25/7/05

Si miro, estoy

El reflejo es el principio de todo. Tamizado por los colores del cielo, interrumpido por las piedras del fondo, un reflejo huidizo que no soporta la más leve brisa ni la lluvia por fina que sea.

La conciencia del propio semblante, de la apariencia, es breve. Y si un pez, como una flecha lenta y sinuosa, atraviesa el reflejo, la vista se nos va con él. Detrás del hombre que se asoma a la laguna para mirarse entre los juncos, otro hombre lanza una piedra e inventa a David Hokcney.
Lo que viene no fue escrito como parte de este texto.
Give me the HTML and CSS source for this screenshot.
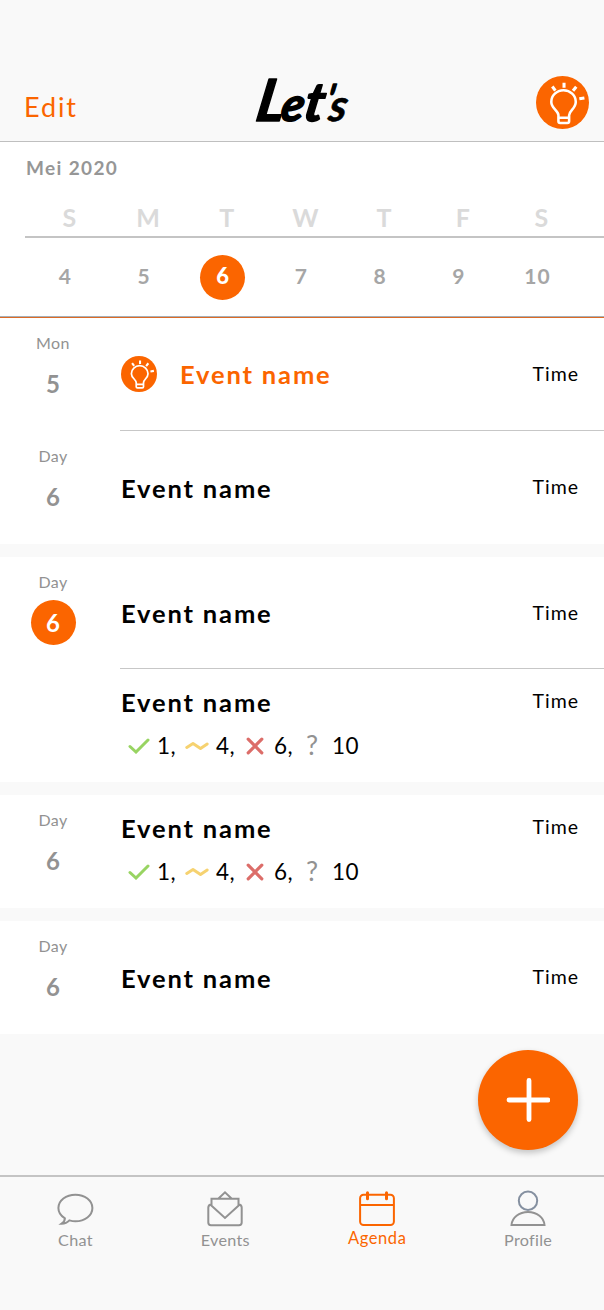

Más lejos todavía. El poblado junto al arroyo sin remansos, donde el único conocimiento del rostro propio es el rostro del ajeno, el rostro de la comunidad que se conoce a través del rostro del otro. Sólo la muchacha del cántaro de boca ancha se detiene creando la más íntima y transportable de las imágenes. Ella es quien crea el gran dilema de la representación: si miro, estoy. Deseo poseer la imagen y hacerla estable. Si no miro, no estoy y la ausencia del icono aumenta el gozo del espíritu, el centelleo de otros valores que recrean el vacío.
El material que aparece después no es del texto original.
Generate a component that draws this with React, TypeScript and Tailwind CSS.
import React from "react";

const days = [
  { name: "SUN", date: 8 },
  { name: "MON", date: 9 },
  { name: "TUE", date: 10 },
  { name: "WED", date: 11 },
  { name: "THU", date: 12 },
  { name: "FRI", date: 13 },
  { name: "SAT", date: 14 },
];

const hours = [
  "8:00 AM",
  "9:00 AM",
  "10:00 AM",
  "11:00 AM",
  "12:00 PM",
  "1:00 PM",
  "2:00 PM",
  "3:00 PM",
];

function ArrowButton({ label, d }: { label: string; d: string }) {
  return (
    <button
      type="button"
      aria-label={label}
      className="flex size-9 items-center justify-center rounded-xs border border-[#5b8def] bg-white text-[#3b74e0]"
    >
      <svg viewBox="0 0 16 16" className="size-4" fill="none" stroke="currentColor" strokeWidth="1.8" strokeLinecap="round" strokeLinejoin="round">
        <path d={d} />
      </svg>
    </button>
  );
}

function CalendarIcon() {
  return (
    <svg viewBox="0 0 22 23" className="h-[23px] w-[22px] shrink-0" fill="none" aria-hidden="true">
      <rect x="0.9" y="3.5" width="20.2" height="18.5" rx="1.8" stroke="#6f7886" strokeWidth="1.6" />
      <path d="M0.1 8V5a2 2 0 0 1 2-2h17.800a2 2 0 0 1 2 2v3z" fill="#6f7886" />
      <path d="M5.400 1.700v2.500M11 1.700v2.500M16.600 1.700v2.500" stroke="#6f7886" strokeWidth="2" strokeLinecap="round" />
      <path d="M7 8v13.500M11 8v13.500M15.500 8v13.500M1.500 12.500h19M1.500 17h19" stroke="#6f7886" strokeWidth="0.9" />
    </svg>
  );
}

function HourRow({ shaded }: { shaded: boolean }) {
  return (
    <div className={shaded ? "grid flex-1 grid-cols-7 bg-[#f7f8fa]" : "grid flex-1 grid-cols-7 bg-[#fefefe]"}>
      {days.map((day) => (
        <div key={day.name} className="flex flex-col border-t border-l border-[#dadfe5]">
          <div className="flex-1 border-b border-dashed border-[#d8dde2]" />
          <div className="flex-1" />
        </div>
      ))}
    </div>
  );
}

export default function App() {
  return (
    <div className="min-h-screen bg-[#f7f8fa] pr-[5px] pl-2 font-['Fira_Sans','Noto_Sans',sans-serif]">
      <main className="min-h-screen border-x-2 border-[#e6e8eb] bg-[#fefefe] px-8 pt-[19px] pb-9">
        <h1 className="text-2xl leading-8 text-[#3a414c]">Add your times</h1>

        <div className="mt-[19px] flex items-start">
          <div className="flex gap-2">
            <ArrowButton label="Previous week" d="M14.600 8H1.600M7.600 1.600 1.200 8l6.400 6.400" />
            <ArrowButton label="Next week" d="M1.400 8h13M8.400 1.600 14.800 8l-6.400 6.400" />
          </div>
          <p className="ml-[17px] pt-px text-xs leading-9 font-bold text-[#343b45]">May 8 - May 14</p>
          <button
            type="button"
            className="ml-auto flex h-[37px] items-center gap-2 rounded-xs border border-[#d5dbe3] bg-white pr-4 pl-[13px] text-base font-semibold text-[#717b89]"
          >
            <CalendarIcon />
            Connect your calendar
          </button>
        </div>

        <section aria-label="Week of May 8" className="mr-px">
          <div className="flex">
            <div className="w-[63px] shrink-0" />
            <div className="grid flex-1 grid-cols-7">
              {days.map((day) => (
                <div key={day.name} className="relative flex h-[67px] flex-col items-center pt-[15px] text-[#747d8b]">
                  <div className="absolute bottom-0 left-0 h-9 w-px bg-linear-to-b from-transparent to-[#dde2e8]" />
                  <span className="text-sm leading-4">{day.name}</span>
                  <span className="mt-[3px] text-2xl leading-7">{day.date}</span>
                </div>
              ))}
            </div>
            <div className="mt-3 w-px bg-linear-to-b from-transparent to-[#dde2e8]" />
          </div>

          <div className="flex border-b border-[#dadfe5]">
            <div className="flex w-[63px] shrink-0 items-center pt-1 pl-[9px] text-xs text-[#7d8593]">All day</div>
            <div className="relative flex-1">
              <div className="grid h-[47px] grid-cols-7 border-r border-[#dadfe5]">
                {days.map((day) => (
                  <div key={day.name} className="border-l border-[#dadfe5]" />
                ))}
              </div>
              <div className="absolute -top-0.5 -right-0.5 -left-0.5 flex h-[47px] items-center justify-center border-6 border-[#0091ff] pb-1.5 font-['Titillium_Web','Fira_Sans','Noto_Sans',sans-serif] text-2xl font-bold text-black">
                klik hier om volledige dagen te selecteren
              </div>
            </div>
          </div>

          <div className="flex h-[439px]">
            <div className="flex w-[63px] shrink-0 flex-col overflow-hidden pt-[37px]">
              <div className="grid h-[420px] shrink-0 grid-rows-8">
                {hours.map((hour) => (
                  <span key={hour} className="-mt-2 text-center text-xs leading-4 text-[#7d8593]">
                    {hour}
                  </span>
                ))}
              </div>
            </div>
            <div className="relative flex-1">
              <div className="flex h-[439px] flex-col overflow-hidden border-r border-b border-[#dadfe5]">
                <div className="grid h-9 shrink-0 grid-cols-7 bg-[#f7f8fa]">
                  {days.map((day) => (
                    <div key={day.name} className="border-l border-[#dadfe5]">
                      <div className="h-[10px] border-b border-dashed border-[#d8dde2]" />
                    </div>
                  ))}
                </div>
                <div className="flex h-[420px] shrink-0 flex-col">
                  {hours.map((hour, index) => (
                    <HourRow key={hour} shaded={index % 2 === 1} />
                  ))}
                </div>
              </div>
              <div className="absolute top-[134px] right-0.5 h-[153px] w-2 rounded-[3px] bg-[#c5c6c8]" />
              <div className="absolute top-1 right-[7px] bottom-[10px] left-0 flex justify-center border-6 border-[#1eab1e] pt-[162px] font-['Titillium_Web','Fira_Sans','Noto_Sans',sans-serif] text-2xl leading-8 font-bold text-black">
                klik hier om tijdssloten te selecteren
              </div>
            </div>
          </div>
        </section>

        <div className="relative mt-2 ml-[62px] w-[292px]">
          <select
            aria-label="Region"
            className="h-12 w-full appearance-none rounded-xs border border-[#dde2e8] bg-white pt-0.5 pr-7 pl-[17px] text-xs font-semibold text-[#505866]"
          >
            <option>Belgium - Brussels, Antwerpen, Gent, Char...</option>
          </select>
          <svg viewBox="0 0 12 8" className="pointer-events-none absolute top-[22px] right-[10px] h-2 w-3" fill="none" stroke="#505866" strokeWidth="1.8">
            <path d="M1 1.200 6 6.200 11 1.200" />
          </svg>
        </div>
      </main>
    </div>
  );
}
Allá van las dos posibilidades unidas indisolublemente, adentrándose –paralelas- en el futuro de los tiempos. Una no tiene sentido sin la otra. Pero a pesar del equilibrio que entre ellas provoca la fugacidad del reflejo o la subjetividad de la pintura, nadie negará que la representación, ha corrido mejor suerte en los últimos cinco mil años. Sus explosiones apoteósicas surgen aquí y allá: en Al Fayún o en el Barroco sin resquicios, y culminan en esta especie de horror vacui espiritual al que asistimos completamente anestesiados por el éter de la proliferaciónde la imagen.